_Sandro Delmastro delle Vedove
Il 20 gennaio, Jeremy Grantham, fondatore del fondo GMO, ha avvertito che presto una “superbolla” di azioni, mutui e materie prime scoppierà, distruggendo 35 mila miliardi di dollari di valore. Questo sarebbe il quarto collasso di una superbolla, dopo quelle azionarie del 1929, del 2000 e quella dei mutui del 2008. Grantham non è un paladino del bene comune contro i predatori della City di Londra e di Wall Street; al contrario, è un insider delle élite finanziarie che hanno lanciato la bolla verde come mezzo per tentare di sopravvivere al crollo. Grantham, infatti, consiglia i suoi clienti e il pubblico in generale di investire nei titoli no-carbon, che secondo lui rappresentano il futuro dell’economia. Tuttavia, egli è preciso quando descrive l’imminente meltdown – preciso quanto può esserlo un insider.
Benché “stiamo andando verso la riduzione di valore percepito potenzialmente più marcata della storia Usa”, ha scritto sul sito web del suo fondo, nessuno ascolta, perché le superbolle “sono spesso l’esperienza finanziaria più eccitante della vita”. A suo parere, la Federal Reserve e altre banche centrali “non sembrano accorgersi del pericolo”. A riprova di questa osservazione, leggiamo su Bloomberg Business del 27 gennaio un pezzo intitolato “L’economia americana è in fase di boom”, che cita statistiche su di una crescita del Pil “migliore delle attese” nel quarto trimestre 2021. L’articolo poi cita la decisione presa quel giorno dalla Fed di procedere col “tapering”, e cioè con la riduzione del programma di acquisti di titoli, e di aumentare i tassi d’interesse. Poi come niente fosse dice che “i trader si preparano a più alti costi di finanziamento, coi mercati monetari che quest’anno si aspettano almeno quattro aumenti dei tassi dalla Fed e altri quattro dalla Banca d’Inghilterra”.
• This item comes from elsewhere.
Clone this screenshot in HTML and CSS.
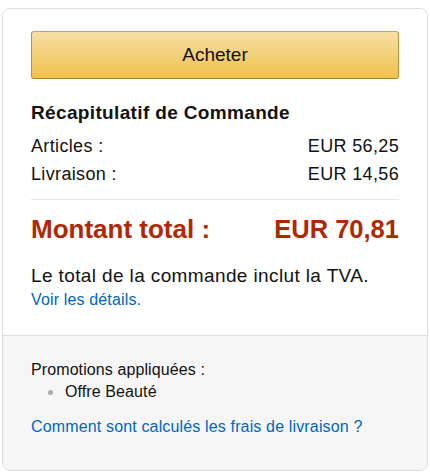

Questa sconnessione tra la “buona notizia” di un PIL in crescita (che misura l’espansione finanziaria e non la produzione di beni dell’economia reale) e i timori degli effetti di un aumento dei tassi, dimostra precisamente perché la Fed e gli altri si rifiutano di “riconoscere il pericolo”. Grantham non è solo a suonare il campanello d’allarme. Oltre a questa newsletter, diverse fonti hanno segnalato il pericolo di default dei Paesi poveri e fortemente indebitati. David Malpass, Presidente della Banca Mondiale, ha dichiarato che “cresce il rischio di default disordinati… i Paesi si ritrovano scadenze di pagamento dei debiti proprio nel momento in cui non hanno le risorse”.
E Larry Elliott, giornalista finanziario del Guardian, ha scritto il 23 gennaio che il debito dei Paesi in via di sviluppo è più che raddoppiato dal 2010, e aumenterà ancora se la Fed aumenterà i tassi. Nel 2010, il 6,8% delle entrate dei governi sono andate al pagamento del debito; nel 2021 la quota è salita al 14,3%. Ci sono cinquantaquattro governi in una “crisi del debito” e quasi la metà di quel debito è dovuto a creditori privati, cioè banche e fondi d’investimento, e un altro 27% a istituzioni come la Banca Mondiale e il Fmi.